» **Stated goal**
Reproduce each line that includes the word "screenshot".

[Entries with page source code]
= = = = =

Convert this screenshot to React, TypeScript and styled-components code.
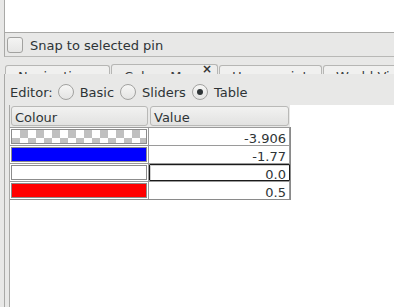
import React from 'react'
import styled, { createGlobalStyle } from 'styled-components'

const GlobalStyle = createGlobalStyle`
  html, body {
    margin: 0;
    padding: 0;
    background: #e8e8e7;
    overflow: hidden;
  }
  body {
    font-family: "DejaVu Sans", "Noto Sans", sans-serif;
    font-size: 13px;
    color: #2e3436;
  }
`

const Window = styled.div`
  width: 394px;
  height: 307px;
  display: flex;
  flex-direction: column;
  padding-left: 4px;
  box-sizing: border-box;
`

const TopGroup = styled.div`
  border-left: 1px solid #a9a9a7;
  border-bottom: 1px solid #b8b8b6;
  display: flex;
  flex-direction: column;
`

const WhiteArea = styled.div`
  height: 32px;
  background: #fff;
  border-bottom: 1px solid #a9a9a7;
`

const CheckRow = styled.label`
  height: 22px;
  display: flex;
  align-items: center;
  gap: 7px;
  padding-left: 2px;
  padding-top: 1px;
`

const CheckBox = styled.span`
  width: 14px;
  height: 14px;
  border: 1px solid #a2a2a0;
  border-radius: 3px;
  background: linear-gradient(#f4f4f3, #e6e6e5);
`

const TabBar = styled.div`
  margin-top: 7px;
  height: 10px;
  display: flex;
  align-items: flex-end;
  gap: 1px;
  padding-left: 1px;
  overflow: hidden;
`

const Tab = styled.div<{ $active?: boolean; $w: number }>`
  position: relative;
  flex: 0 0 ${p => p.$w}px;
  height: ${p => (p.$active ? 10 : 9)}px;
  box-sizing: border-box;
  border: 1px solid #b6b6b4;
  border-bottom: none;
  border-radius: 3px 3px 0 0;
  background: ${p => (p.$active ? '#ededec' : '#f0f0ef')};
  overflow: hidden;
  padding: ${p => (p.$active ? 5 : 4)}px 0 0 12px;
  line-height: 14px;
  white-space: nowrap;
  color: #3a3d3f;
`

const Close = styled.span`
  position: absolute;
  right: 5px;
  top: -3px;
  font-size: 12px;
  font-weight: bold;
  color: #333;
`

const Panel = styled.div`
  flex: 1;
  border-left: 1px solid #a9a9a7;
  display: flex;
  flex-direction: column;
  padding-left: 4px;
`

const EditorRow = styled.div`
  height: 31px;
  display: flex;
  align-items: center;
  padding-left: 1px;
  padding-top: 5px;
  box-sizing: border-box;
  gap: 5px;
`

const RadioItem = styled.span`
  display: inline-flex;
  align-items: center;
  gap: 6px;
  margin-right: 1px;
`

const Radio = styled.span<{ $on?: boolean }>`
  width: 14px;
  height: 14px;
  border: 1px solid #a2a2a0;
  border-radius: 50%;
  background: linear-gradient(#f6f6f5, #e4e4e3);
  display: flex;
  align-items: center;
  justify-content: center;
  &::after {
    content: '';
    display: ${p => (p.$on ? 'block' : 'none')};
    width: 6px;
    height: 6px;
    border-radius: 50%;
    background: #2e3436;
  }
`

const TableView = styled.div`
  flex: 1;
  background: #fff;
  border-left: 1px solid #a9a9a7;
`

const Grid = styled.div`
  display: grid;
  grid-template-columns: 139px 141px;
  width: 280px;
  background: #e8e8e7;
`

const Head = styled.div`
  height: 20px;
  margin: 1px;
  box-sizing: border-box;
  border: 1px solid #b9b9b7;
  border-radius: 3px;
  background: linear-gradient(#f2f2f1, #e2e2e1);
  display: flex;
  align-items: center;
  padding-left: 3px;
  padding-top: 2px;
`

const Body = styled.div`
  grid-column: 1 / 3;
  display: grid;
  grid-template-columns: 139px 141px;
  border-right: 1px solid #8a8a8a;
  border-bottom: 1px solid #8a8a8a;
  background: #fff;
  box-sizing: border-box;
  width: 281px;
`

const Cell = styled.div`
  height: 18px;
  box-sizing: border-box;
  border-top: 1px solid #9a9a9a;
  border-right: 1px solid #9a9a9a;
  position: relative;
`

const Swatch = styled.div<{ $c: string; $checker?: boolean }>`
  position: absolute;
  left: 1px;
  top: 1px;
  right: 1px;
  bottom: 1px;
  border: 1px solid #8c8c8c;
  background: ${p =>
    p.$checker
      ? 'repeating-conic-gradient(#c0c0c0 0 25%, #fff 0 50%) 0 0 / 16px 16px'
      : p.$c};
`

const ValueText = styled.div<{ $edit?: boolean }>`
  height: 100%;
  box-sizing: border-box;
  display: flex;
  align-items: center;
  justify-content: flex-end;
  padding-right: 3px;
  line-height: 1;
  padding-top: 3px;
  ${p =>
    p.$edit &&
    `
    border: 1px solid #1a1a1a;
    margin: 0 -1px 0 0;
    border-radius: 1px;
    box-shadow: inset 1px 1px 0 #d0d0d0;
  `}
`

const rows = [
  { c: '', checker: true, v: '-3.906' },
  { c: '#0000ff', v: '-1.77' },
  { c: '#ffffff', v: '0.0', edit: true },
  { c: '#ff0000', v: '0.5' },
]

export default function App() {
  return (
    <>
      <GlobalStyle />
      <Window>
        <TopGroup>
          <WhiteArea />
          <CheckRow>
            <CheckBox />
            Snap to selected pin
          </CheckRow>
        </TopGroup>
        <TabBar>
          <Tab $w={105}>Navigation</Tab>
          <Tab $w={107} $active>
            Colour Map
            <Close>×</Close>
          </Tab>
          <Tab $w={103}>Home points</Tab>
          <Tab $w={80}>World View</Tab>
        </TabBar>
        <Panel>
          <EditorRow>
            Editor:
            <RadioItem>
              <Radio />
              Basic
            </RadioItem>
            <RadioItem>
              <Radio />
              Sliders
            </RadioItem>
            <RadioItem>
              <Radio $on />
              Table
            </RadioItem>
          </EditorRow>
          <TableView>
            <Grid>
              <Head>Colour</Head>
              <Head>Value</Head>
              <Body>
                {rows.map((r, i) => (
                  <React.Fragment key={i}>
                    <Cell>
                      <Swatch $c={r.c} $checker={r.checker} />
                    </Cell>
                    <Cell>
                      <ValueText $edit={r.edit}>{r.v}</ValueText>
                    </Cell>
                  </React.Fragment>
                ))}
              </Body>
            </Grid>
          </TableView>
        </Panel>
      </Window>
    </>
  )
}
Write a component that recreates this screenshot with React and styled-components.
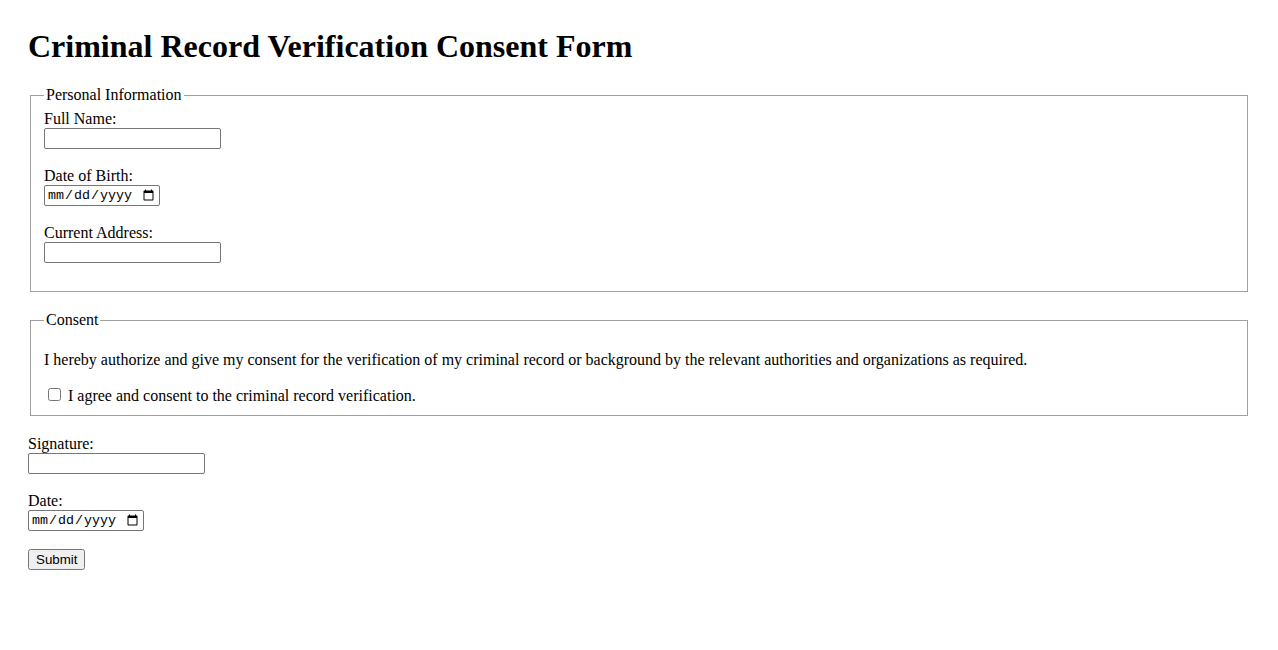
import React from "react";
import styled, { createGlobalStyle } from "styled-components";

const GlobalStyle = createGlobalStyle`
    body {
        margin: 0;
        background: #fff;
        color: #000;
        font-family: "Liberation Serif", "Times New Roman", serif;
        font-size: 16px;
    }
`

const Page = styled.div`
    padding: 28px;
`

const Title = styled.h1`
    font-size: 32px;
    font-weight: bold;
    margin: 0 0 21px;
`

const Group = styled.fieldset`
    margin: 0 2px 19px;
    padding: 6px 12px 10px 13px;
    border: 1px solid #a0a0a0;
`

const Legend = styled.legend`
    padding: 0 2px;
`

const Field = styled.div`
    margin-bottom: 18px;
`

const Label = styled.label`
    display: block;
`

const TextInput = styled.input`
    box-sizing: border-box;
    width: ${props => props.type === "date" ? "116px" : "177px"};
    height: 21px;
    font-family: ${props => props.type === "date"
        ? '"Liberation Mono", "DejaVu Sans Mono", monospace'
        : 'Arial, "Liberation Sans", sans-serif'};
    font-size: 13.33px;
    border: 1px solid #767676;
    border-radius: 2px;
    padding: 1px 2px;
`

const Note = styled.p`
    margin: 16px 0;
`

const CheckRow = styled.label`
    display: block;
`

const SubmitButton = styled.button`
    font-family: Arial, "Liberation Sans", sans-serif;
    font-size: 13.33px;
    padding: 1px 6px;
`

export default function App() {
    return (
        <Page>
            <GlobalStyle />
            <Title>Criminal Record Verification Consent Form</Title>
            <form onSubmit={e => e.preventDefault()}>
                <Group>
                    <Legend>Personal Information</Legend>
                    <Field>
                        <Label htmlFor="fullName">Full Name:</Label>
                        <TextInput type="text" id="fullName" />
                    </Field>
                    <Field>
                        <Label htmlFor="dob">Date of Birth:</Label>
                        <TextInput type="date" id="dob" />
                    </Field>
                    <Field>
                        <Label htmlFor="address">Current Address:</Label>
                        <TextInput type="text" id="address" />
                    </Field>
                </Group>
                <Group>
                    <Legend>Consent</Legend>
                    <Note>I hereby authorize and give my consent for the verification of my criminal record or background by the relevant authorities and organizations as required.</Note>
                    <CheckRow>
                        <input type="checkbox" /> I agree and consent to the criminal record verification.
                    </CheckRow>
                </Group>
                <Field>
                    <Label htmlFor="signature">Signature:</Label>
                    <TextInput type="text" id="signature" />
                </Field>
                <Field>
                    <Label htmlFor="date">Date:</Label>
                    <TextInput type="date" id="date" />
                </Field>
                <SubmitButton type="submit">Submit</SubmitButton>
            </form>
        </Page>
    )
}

= = = = =

» **Exercise output**
Convert this screenshot to React, TypeScript and styled-components code.
Write a component that recreates this screenshot with React and styled-components.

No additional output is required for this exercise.